Defendant claims that Plaintiff has repackaged its breach of contract claim as separate torts, and that, under the economic loss doctrine, Plaintiff may not bring such duplicative claims. The Complaint alleges that the Plaintiff and Defendant entered into a Non-Disclosure Agreement, a promise which the Defendant intended the Plaintiff to rely upon, and the Plaintiff did so reasonably rely upon this agreement, and thus was harmed when Defendant broke the agreement. (Compl. ¶¶ 23-26.) Plaintiff also asserted that Defendant made material, false statements of facts upon which Plaintiff relied, therein causing damages. (Compl. ¶¶ 27-30.)
The economic loss doctrine holds that a plaintiff may not use a tort theory of relief to recover economic losses to which the plaintiff's entitlement flows only from a contract.
In these Counts, Plaintiff appears to recycle its breach of contract claim as tort causes of action. Plaintiff's claims here seemingly allege that Defendant violated the Non-Disclosure Agreement in a fraudulent manner, but such behavior is intrinsic to the performance of the contract itself. Since there is no description of what harm Plaintiff suffered beyond the economic losses governed by the contract claim, these claims are barred by the economic loss doctrine. Therefore, the Court concludes that Plaintiff's only recourse for relief on these claims is through contract remedies, and the economic loss doctrine bars relief on these grounds. If Plaintiff contends that it has a cause of action for fraudulent inducement, it should plead the claim explicitly.
Claims 4 and 5 are dismissed without prejudice.

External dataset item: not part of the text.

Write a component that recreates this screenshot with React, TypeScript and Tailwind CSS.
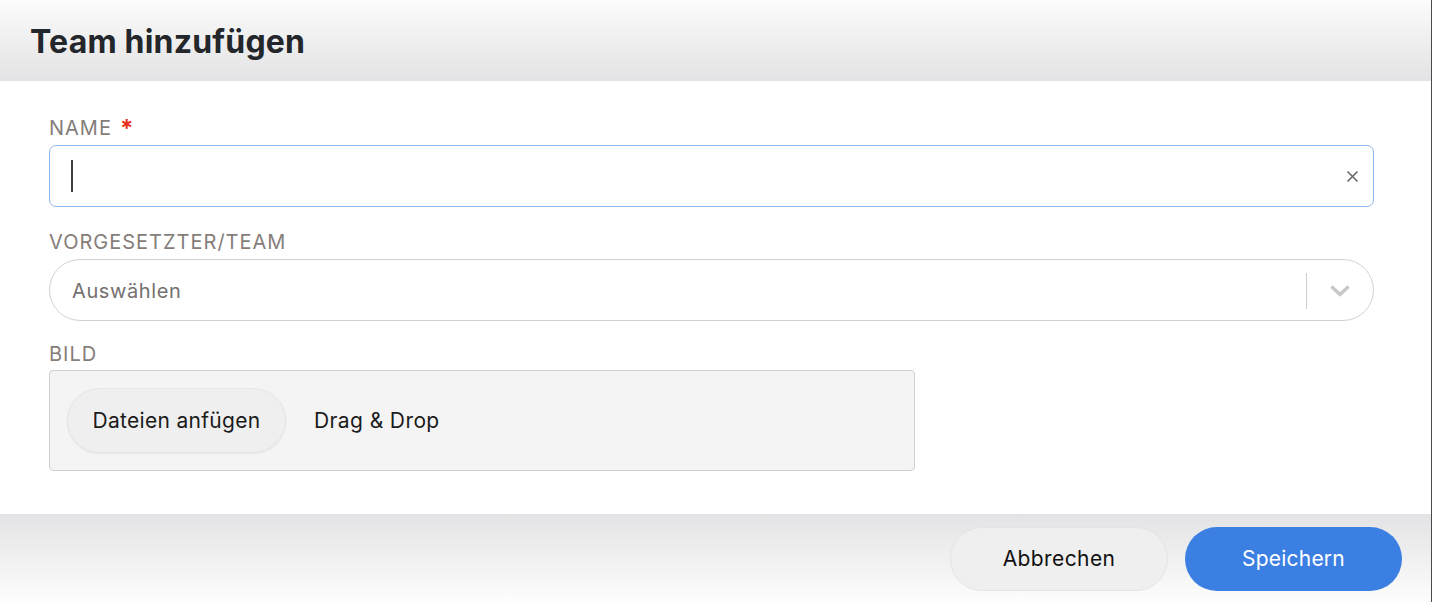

Defendant also requests that the Court dismiss Count 6 of the Complaint on the grounds that Plaintiff has failed to allege a viable claim for breach of the implied covenant of good faith and fair dealing. The Complaint alleges that the parties had an agreement, that Plaintiff performed or substantially performed under the agreement, and that Defendant "unfairly interfered with plaintiff's rights to receive benefits under the agreement, and otherwise acted without good faith." (Compl. ¶¶ 31-35.)
All express or implied contracts in New Jersey have an implied covenant of good faith and fair dealing, and parties to such contracts must "refrain from doing anything which will have the effect of destroying or injuring the right of the other party to receive the benefits of the contract."

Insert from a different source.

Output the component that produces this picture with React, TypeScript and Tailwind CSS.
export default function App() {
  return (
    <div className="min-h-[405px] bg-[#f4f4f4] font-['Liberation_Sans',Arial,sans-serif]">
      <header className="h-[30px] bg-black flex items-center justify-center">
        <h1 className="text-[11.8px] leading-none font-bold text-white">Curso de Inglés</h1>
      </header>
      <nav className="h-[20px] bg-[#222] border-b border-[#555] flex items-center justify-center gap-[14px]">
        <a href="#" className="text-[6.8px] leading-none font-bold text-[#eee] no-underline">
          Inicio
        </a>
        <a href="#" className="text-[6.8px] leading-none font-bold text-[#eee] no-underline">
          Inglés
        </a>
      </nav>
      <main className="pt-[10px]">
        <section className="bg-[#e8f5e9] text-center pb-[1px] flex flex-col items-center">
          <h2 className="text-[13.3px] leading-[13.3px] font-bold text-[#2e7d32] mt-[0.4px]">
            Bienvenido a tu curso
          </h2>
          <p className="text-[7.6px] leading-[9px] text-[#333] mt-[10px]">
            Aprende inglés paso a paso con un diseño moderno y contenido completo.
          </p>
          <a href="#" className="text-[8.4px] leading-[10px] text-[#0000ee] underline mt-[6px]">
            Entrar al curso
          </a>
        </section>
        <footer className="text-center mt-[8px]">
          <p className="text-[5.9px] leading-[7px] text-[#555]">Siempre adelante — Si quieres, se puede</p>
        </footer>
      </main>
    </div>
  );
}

New Jersey courts have applied this implied covenant to contract disputes in three general ways. First, the covenant has allowed courts to permit the inclusion of terms and conditions in the analysis of a contract that the parties did not expressly set forth in a written contract.
The Complaint alleges the existence of the Non-Disclosure Agreement, an express contract governing the relationship between the parties. Plaintiff's claim on this Count is, in essence, that Plaintiff performed under the Agreement, and that Defendant acted without good faith by not performing under the Agreement. Plaintiff's factual allegations do not go beyond those required to plead breach of contract, and Plaintiff may not bring a claim for breach of good faith and fair dealing using only the same underlying facts that it alleges in its breach of contract claim. Plaintiff has not alleged any facts leading the Court to believe there are terms or conditions not expressly included in the contract that it should consider. And Plaintiff does not allege that Defendant exercised its discretion impermissibly to prevent Plaintiff from receiving benefits under the Non-Disclosure Agreement. Simply put, Plaintiff has not alleged any unlawful conduct by Defendant that is distinct from the alleged contract breach.

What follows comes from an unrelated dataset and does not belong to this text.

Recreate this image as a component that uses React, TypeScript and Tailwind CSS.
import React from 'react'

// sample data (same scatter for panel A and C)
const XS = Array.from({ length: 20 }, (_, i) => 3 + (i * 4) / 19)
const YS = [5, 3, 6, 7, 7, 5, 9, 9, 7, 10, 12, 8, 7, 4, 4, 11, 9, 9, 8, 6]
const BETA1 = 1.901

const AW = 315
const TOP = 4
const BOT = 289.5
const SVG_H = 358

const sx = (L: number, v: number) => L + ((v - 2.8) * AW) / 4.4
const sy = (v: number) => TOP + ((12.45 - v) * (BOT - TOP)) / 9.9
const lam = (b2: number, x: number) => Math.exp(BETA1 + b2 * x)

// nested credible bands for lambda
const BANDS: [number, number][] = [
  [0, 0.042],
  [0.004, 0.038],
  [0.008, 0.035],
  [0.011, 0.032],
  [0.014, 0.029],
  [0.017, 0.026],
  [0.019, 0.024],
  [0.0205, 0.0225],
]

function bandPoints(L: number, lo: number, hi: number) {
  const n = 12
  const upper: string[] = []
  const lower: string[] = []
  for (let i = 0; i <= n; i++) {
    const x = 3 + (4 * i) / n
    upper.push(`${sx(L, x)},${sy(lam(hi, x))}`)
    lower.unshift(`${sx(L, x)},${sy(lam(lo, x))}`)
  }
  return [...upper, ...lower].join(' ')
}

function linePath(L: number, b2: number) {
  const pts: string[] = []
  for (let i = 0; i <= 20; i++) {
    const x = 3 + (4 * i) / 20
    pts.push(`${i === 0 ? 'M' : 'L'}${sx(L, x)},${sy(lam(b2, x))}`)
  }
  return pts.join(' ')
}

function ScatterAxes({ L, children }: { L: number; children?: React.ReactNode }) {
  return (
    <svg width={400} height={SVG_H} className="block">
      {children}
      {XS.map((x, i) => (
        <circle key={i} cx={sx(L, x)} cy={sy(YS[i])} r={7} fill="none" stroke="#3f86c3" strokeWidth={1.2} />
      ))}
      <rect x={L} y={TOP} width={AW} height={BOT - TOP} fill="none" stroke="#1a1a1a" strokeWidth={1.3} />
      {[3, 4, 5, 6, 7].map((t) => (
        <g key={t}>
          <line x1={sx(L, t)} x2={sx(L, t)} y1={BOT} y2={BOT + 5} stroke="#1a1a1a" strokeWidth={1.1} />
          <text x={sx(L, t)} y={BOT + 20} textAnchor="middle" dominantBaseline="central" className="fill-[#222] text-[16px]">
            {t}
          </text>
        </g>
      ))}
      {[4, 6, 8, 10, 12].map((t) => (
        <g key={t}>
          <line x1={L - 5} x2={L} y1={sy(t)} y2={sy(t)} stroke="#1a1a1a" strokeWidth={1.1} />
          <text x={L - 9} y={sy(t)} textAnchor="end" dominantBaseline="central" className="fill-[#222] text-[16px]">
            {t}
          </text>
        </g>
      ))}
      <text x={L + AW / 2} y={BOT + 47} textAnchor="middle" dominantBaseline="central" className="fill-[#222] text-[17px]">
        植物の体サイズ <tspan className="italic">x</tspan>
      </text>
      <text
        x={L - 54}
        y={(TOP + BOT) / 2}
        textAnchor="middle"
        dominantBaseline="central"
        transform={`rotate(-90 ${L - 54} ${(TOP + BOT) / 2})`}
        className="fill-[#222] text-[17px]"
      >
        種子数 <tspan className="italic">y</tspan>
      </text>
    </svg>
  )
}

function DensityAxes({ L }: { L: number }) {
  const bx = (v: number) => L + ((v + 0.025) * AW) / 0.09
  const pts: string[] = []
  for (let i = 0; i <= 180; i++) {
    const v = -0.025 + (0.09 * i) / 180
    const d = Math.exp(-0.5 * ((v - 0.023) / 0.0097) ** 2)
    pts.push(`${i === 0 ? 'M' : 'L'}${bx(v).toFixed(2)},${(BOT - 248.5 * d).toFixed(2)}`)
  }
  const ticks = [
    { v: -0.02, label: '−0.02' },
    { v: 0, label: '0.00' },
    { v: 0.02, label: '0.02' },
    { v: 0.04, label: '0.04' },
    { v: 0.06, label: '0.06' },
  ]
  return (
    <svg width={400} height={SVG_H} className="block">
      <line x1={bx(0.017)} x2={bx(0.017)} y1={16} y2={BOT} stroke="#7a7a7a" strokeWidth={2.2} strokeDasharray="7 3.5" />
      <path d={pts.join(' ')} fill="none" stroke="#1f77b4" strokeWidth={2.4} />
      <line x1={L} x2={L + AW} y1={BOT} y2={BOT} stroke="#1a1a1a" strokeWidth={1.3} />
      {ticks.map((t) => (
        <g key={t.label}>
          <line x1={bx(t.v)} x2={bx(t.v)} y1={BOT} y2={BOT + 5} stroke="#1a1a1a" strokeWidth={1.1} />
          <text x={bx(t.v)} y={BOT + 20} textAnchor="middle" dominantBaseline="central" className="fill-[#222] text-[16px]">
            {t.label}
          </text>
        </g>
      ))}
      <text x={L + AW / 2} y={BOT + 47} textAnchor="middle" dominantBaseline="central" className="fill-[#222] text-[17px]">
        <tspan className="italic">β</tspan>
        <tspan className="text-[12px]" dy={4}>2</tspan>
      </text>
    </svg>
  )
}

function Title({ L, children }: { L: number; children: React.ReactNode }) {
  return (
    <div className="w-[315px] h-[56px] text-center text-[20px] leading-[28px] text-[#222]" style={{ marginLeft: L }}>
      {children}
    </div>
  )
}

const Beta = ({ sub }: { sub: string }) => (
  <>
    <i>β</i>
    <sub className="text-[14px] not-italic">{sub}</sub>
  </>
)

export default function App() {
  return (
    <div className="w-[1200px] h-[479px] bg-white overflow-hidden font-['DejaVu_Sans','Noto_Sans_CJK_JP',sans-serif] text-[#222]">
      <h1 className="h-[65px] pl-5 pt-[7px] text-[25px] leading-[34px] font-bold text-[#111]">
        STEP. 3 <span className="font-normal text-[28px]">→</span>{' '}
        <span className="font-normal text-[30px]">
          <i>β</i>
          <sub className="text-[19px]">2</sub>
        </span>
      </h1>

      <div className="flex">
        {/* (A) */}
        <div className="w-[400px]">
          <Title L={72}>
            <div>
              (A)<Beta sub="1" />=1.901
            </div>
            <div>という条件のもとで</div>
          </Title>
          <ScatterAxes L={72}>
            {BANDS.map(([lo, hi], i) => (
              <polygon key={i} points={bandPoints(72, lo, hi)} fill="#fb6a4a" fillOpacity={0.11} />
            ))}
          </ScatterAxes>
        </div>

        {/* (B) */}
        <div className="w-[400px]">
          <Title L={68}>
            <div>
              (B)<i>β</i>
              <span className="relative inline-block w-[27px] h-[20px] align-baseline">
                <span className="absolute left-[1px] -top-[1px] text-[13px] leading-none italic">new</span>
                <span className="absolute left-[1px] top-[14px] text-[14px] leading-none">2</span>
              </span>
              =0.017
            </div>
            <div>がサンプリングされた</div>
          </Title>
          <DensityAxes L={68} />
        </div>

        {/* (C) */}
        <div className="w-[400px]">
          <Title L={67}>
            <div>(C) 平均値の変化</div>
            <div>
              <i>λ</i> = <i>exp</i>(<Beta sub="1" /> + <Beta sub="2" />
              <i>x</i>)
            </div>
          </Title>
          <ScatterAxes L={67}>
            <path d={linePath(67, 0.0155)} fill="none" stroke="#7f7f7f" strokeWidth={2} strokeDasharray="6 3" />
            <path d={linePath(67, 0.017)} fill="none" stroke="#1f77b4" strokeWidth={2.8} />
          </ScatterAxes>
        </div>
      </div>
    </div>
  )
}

Therefore, the Court grants Defendant's motion to dismiss Claim 6 with prejudice.
Finally, Defendant asks this Court to dismiss Plaintiff's claim for interference with prospective economic advantage. Plaintiff claims that a business relationship existed between the parties due to the Non-Disclosure Agreement. (Compl. ¶ 37.) Due to Defendant's alleged actions in breaching the Non-Disclosure Agreement, Plaintiff claims that Defendant "interfered with plaintiff's reasonable expectations of continued business growth and servicing of its customers, other businesses in its chains of service, and other members of the trade."
"A complaint based on tortious interference must allege facts that show some protectable right—a prospective or contractual economic relationship."
"The interference with one's own contract is merely a breach of that contract. [Tortious interference] requires the meddling into the affairs of another. . . ."
It is unclear from the Complaint whether Plaintiff alleges that Defendant interfered in the relationship between Plaintiff and Defendant, or in potential relationships between Plaintiff and third parties. Plaintiff cannot succeed on a claim for tortious interference with economic advantage for any alleged interference Defendant made with the contractual relationship between Plaintiff and Defendant, as those claims must be examined under contract law.
The Court grants Defendant's motion to dismiss Count 7 without prejudice.
For the foregoing reasons, the Court will grant Defendant's motion on all counts. An appropriate Order will be filed.